If you’ve been anywhere near Germany this year, you will have noticed a flurry of round-number birthday parties – with balloons in the shape of ‘60’, and usually a very large crowd of friends.
The reason is that 2024 marked a milestone for Germany’s biggest demographic cohort: the peak of our postwar population explosion was in 1964, with 1,357,304 baby Krauts, to be exact. That’s about twice as many as today’s birth rate.
The German baby boom, between 1955 and 1969, started a few years after the ones in the UK and US – which gave us time to adopt your terminology. We call them baby boomers here, too. And now, as happened with you, the first word has been dropped by younger people and replaced by a rather patronising “OK”, as in “OK boomer”.

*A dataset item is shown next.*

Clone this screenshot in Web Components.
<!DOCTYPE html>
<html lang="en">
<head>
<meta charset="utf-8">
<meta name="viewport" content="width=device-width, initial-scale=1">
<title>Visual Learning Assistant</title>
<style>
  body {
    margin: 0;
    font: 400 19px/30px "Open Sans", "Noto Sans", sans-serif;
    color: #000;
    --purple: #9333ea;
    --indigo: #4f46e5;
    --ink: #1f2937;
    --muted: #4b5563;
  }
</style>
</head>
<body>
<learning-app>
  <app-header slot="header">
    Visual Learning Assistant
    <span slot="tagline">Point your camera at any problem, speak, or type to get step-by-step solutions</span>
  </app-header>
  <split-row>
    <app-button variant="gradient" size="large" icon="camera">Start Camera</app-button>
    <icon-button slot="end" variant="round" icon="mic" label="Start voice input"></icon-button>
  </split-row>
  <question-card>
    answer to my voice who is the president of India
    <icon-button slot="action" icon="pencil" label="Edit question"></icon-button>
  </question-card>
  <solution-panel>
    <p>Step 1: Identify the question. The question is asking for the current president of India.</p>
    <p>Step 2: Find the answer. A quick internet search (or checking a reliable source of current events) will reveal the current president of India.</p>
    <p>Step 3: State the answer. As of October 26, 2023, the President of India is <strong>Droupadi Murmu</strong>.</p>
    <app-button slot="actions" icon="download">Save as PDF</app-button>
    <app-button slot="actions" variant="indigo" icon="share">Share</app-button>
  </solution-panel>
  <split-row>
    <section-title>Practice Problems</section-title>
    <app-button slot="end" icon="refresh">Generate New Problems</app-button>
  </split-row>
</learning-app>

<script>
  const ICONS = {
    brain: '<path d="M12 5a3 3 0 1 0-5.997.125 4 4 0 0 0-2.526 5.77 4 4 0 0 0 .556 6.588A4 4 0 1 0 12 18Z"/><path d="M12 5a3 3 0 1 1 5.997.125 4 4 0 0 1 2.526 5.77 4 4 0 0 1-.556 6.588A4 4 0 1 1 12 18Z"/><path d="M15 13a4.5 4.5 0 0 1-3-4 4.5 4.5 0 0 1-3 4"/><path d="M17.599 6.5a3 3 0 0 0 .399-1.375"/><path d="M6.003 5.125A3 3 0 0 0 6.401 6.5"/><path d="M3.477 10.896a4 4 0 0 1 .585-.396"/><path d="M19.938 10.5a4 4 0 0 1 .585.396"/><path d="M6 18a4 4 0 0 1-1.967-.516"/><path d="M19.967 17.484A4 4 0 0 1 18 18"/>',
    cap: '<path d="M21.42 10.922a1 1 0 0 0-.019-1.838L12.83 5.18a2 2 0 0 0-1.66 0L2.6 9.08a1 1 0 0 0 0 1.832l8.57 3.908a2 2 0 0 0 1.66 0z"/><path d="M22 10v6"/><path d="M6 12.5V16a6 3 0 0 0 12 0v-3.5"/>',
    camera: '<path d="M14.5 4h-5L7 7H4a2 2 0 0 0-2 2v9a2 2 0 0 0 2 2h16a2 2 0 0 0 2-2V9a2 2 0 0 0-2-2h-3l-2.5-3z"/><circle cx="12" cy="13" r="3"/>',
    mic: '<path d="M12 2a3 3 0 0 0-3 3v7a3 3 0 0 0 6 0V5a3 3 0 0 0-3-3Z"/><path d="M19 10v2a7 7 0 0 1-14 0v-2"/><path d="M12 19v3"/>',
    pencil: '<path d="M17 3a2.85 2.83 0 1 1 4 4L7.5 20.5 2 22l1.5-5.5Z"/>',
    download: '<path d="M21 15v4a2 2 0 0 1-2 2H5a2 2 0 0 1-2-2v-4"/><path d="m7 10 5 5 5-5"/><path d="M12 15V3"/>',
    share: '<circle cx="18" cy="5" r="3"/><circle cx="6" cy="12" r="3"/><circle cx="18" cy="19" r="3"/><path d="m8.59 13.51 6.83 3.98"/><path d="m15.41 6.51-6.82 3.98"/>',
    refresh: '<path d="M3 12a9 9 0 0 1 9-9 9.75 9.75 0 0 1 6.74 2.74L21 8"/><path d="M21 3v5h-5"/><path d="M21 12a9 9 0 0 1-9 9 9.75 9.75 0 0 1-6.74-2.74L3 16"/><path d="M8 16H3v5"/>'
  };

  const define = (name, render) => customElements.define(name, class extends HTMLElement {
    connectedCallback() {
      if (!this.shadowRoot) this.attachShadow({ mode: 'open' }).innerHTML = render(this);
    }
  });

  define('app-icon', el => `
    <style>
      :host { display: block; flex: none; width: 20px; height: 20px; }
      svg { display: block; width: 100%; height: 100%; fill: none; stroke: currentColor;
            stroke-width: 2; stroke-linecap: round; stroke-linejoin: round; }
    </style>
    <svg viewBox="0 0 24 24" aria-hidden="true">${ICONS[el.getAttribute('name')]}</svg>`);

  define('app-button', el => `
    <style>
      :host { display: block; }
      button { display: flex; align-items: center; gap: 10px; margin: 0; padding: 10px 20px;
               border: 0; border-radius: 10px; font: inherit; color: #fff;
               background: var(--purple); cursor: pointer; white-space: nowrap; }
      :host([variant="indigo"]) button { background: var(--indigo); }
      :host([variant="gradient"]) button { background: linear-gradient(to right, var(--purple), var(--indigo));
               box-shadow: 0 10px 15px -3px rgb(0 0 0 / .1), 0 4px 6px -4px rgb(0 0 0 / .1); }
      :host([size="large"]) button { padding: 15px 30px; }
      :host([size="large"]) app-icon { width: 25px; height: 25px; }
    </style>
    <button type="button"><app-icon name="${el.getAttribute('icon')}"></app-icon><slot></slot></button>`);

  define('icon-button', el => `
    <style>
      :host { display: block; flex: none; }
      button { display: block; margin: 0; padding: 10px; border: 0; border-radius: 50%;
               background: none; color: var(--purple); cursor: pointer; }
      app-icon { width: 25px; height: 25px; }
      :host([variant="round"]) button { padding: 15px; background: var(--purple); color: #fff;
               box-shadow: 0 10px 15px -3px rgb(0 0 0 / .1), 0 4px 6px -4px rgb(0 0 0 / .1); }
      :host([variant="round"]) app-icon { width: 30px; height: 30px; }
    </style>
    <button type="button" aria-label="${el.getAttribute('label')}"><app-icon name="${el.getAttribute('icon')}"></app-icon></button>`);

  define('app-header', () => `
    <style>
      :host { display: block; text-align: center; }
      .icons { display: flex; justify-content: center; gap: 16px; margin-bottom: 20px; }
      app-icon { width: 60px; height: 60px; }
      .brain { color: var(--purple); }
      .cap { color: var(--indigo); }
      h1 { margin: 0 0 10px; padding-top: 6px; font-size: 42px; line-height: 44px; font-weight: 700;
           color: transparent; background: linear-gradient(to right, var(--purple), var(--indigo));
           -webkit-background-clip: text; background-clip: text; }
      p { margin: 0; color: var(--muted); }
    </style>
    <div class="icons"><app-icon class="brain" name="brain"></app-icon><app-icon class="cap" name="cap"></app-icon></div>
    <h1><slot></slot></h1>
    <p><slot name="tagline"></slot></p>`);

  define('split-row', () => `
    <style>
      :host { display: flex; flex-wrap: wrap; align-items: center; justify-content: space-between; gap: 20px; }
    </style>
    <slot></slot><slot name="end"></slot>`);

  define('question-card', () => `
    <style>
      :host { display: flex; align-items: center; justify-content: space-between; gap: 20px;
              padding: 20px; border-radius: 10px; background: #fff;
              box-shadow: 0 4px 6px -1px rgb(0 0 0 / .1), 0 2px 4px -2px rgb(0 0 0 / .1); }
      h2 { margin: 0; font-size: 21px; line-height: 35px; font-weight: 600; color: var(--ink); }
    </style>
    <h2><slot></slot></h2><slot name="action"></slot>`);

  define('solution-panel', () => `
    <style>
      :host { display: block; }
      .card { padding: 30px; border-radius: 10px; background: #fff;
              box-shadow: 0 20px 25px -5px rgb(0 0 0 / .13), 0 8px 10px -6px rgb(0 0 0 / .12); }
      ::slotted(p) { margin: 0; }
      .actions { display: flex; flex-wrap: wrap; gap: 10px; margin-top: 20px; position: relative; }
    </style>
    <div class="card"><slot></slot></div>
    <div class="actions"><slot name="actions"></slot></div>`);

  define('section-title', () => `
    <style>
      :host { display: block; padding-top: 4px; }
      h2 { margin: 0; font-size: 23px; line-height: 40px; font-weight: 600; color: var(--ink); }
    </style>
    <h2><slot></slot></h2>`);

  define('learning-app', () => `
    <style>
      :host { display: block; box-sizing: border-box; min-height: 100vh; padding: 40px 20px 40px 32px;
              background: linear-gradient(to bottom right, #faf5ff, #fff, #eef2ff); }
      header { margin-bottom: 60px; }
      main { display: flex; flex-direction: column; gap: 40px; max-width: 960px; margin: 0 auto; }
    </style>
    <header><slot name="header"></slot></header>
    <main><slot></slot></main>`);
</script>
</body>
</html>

Every month back then, the equivalent of a small town was born. The cohort could fill all 18 German Bundesliga stadiums to the last seat, and when they entered school, they were regularly sent from one classroom to another to find missing chairs for a few of their 45 classmates.
For them, uniqueness is a foreign concept: there could be four Thomases, Andreases, Michaels, Sabines and Susannes in the same school year – the most popular names in 1964.

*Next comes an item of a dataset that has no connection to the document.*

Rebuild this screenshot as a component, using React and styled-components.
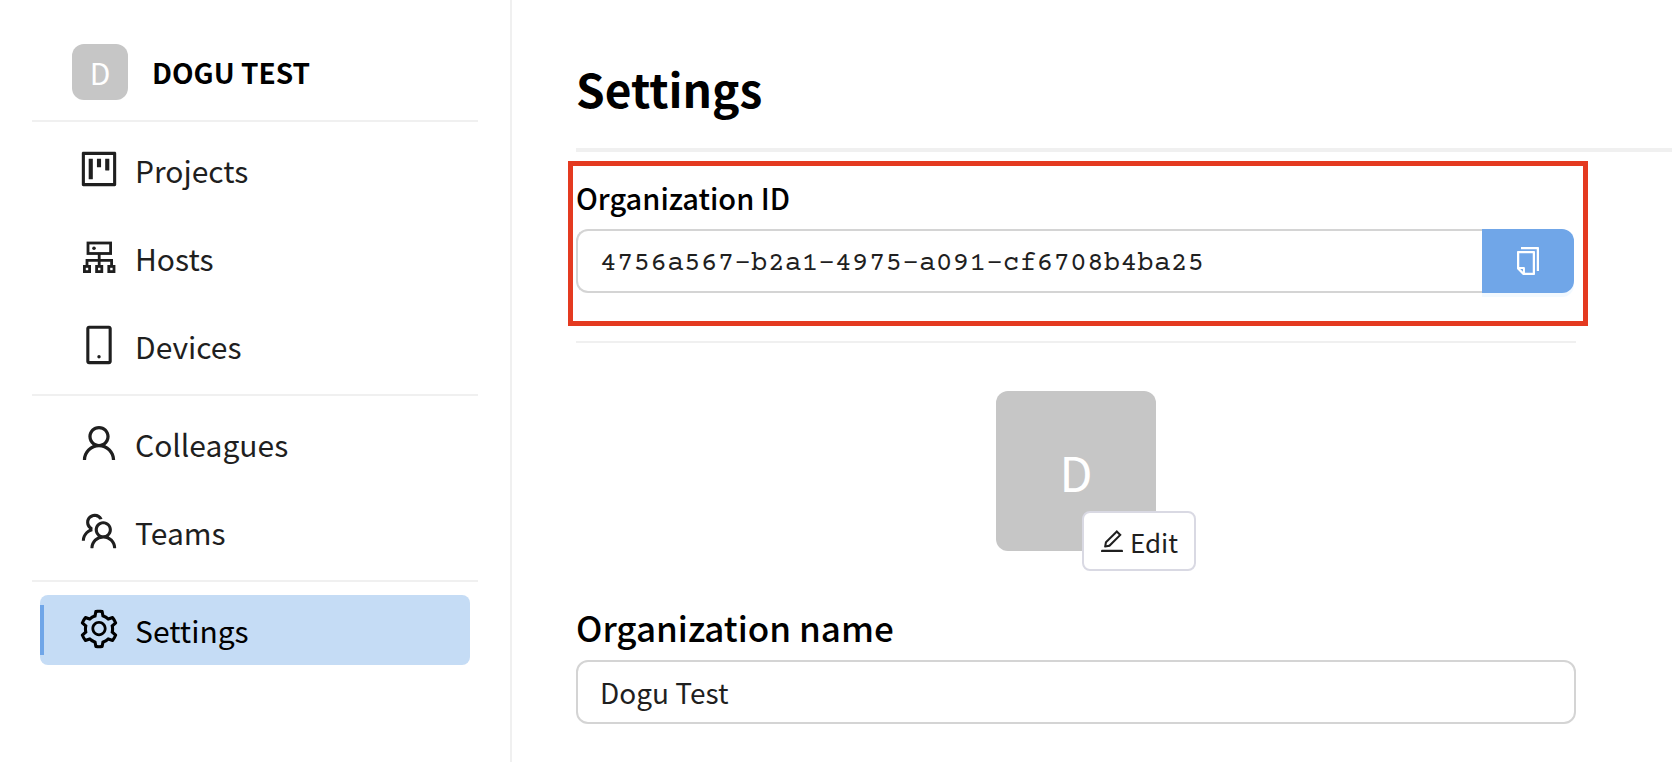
import React from "react";
import styled, { createGlobalStyle, css } from "styled-components";
import {
  AiOutlineProject,
  AiOutlineMobile,
  AiOutlineUser,
  AiOutlineTeam,
  AiOutlineSetting,
  AiOutlineCopy,
  AiOutlineEdit,
} from "react-icons/ai";

const GlobalStyle = createGlobalStyle`
  *, *::before, *::after { box-sizing: border-box; }
  body {
    margin: 0;
    background: #fff;
    color: #1f1f1f;
    font-family: "Noto Sans CJK KR", "Noto Sans", sans-serif;
    font-size: 28px;
  }
  button, input { font: inherit; color: inherit; }
`;

const Layout = styled.div`
  display: flex;
  min-height: 100vh;
  overflow-x: hidden;
`;

const Sidebar = styled.aside`
  flex: 0 0 512px;
  padding: 44px 32px 0;
  border-right: 2px solid #f0f0f0;
`;

const Brand = styled.div`
  display: flex;
  align-items: center;
  gap: 24px;
  padding: 0 40px 20px;
`;

const BrandName = styled.span`
  color: #000;
  font-size: 28px;
  font-weight: 700;
  line-height: 56px;
`;

const Avatar = styled.div`
  display: flex;
  align-items: center;
  justify-content: center;
  width: ${(p) => p.$size}px;
  height: ${(p) => p.$size}px;
  border-radius: 12px;
  background: #c6c6c6;
  color: #fff;
  font-size: ${(p) => p.$text}px;
  font-weight: 400;
  line-height: 1;
`;

const MenuGroup = styled.ul`
  display: flex;
  flex-direction: column;
  gap: 18px;
  margin: 0;
  padding: 13px 8px;
  border-top: 2px solid #f0f0f0;
  list-style: none;
`;

const MenuLink = styled.a`
  position: relative;
  display: flex;
  align-items: center;
  gap: 14px;
  height: 70px;
  padding: 0 37px;
  border-radius: 8px;
  color: #1f1f1f;
  font-size: 30px;
  line-height: 70px;
  text-decoration: none;

  svg {
    width: 44px;
    height: 44px;
    margin-bottom: 2px;
  }

  ${(p) =>
    p.$active &&
    css`
      background: #c5dcf5;
      color: #000;

      &::before {
        content: "";
        position: absolute;
        left: 0;
        top: 10px;
        bottom: 10px;
        width: 4px;
        background: #70a6e8;
      }
    `}
`;

const Main = styled.main`
  flex: 1;
  min-width: 0;
  padding-left: 64px;
`;

const PageHeader = styled.header`
  padding: 56px 0 28px;
  border-bottom: 4px solid #f0f0f0;
`;

const Title = styled.h1`
  margin: 0;
  color: #000;
  font-size: 46px;
  font-weight: 700;
  line-height: 64px;
`;

const Content = styled.div`
  padding: 9px 96px 38px 0;
`;

const Highlight = styled.section`
  margin: 0 -12px 0 -8px;
  padding: 9px 9px 28px 3px;
  border: 5px solid #e43a20;
`;

const Label = styled.label`
  display: block;
  margin-bottom: ${(p) => (p.$large ? 9 : 10)}px;
  color: #000;
  font-size: ${(p) => (p.$large ? 35 : 29)}px;
  font-weight: 500;
  line-height: ${(p) => (p.$large ? 48 : 44)}px;
`;

const InputGroup = styled.div`
  display: flex;
`;

const TextInput = styled.input`
  display: block;
  width: 100%;
  min-width: 0;
  height: 64px;
  padding: 0 22px;
  border: 2px solid #d4d4d4;
  border-radius: 12px;
  outline: 0;
  background: #fff;

  ${(p) =>
    p.$joined &&
    css`
      padding-top: 6px;
      border-right: 0;
      border-radius: 12px 0 0 12px;
      font-family: "Courier Prime", "Liberation Mono", monospace;
    `}
`;

const CopyButton = styled.button`
  display: flex;
  flex: 0 0 92px;
  align-items: center;
  justify-content: center;
  height: 64px;
  padding: 0;
  border: 0;
  border-radius: 0 12px 12px 0;
  background: #70a6e8;
  box-shadow: 0 4px 0 rgba(5, 145, 255, 0.05);
  color: #fff;

  svg {
    width: 32px;
    height: 32px;
  }
`;

const Divider = styled.hr`
  margin: 15px 0 48px;
  border: 0;
  border-top: 2px solid #f0f0f0;
`;

const AvatarEditor = styled.div`
  position: relative;
  width: 160px;
  margin: 0 auto 52px;
`;

const EditButton = styled.button`
  position: absolute;
  right: -40px;
  bottom: -20px;
  display: flex;
  align-items: center;
  justify-content: center;
  gap: 4px;
  width: 114px;
  height: 60px;
  padding: 0 2px 0 0;
  border: 2px solid #d9d9e3;
  border-radius: 8px;
  background: #fff;
  font-size: 26px;

  svg {
    width: 28px;
    height: 28px;
  }
`;

function HostsIcon() {
  return (
    <svg viewBox="-6 -6 44 44" fill="none" stroke="currentColor" strokeWidth="2.8" aria-hidden="true">
      <rect x="5" y="2" width="22.6" height="10.5" />
      <circle cx="11" cy="7.2" r="1.8" fill="currentColor" stroke="none" />
      <path d="M16.2 13v11M4 24v-4.6h24.6v4.6" />
      <rect x="1.4" y="25.4" width="5.2" height="5.2" />
      <rect x="13.6" y="25.4" width="5.2" height="5.2" />
      <rect x="25.8" y="25.4" width="5.2" height="5.2" />
    </svg>
  );
}

const MENU = [
  [
    { name: "Projects", icon: AiOutlineProject },
    { name: "Hosts", icon: HostsIcon },
    { name: "Devices", icon: AiOutlineMobile },
  ],
  [
    { name: "Colleagues", icon: AiOutlineUser },
    { name: "Teams", icon: AiOutlineTeam },
  ],
  [{ name: "Settings", icon: AiOutlineSetting, active: true }],
];

export default function App() {
  return (
    <>
      <GlobalStyle />
      <Layout>
        <Sidebar>
          <Brand>
            <Avatar $size={56} $text={30}>D</Avatar>
            <BrandName>DOGU TEST</BrandName>
          </Brand>
          <nav>
            {MENU.map((group) => (
              <MenuGroup key={group[0].name}>
                {group.map(({ name, icon: Icon, active }) => (
                  <li key={name}>
                    <MenuLink href="#" $active={active} aria-current={active ? "page" : undefined}>
                      <Icon />
                      {name}
                    </MenuLink>
                  </li>
                ))}
              </MenuGroup>
            ))}
          </nav>
        </Sidebar>
        <Main>
          <PageHeader>
            <Title>Settings</Title>
          </PageHeader>
          <Content>
            <Highlight>
              <Label htmlFor="organization-id">Organization ID</Label>
              <InputGroup>
                <TextInput
                  id="organization-id"
                  $joined
                  readOnly
                  value="4756a567-b2a1-4975-a091-cf6708b4ba25"
                />
                <CopyButton type="button" aria-label="Copy">
                  <AiOutlineCopy />
                </CopyButton>
              </InputGroup>
            </Highlight>
            <Divider />
            <AvatarEditor>
              <Avatar $size={160} $text={48}>D</Avatar>
              <EditButton type="button">
                <AiOutlineEdit />
                Edit
              </EditButton>
            </AvatarEditor>
            <Label $large htmlFor="organization-name">Organization name</Label>
            <TextInput id="organization-name" defaultValue="Dogu Test" />
          </Content>
        </Main>
      </Layout>
    </>
  );
}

One of them, my colleague Thomas Tuma, recently wrote about his fate: “We were always the most and often too many.” In Kindergarten, school, university – “‘Work hard,’ we were told. And teachers liked to add: ‘At least you’ll become decent cab drivers then.’” Because even with great marks there was never a shortage of people the same age but with better results.
Today, we lament Fachkräftemangel (the shortage of skilled labourers), but back then there was concern about the Akademikerschwemme (flood of academics) – most of whom moved on from their destined career in a cab to do remarkable things.
Jürgen Klinsmann is Gen64, as is singer HP Baxxter from the band Scooter, the Oscar-winning director Caroline Link, actor Jan Josef Liefers, the comedian HP Kerkeling and my first boss at the tabloid Bild, Kai Diekmann. And while they may be the first proper postwar generation, they still had to deal with cold war arms races, HIV, oil shocks, Baader-Meinhof terror and Chernobyl.
Leaving resilience and achievements aside, however, their big bump in the birth pyramid is inexorably creeping upwards. Towards retirement. Which is a serious reason for concern.
Over the next 12 years, the German labour market will lose roughly 19.5 million baby boomers. That’s about a third of the workforce. In contrast, according to the Institut der Deutschen Wirtschaft (IW), only 12.5 million younger employees will enter the job market by 2036.
Despite an expected population growth of around 2.3% to 85 million people by 2040, the IW warns that the ageing of society in Germany will be our biggest challenge. Because, frankly, the proportion of a well-off but costly non-working population is increasing by the day.
The strain on the social system will grow accordingly – 30% of the federal budget is already allocated to pensions, because the retirement insurance scheme that Germans pay into through employment isn’t close to covering demand. Nor are insurance schemes that are supposed to cover health and long-term care.
For German society, this threat is more relevant than Vladimir Putin’s warmongering or potential US tariffs, but of course it won’t figure in the forthcoming election campaign. None of the political players dare to tell the truth to the public: that Germany has one of the richest welfare systems in the world – albeit one that’s increasingly unaffordable, with fewer and fewer people paying into it.
The boomers did pay, they were instrumental in shaping our welfare state. They worked hard, put their share into the pension pot, and supported their own ageing parents.
But now, as this largest generation ever exits the stage, the system is showing cracks. Who will pay for the boomers? Germany’s birth rate is low, immigration can’t fill the gap, and the robots aren’t quite ready to take over.
What’s more, boomers are now being side-eyed by Gen Z, who accuse them of having danced on a dying planet.
For Germany, however, the pressing question isn’t who is to blame, but how to adapt. The boomers, despite their looming retirement, still have much to offer in terms of experience, skills and wisdom. The challenge will be finding ways to tap into that while simultaneously preparing for a future where the demographic scales are permanently tipped.
But for now: happy birthday, boomers!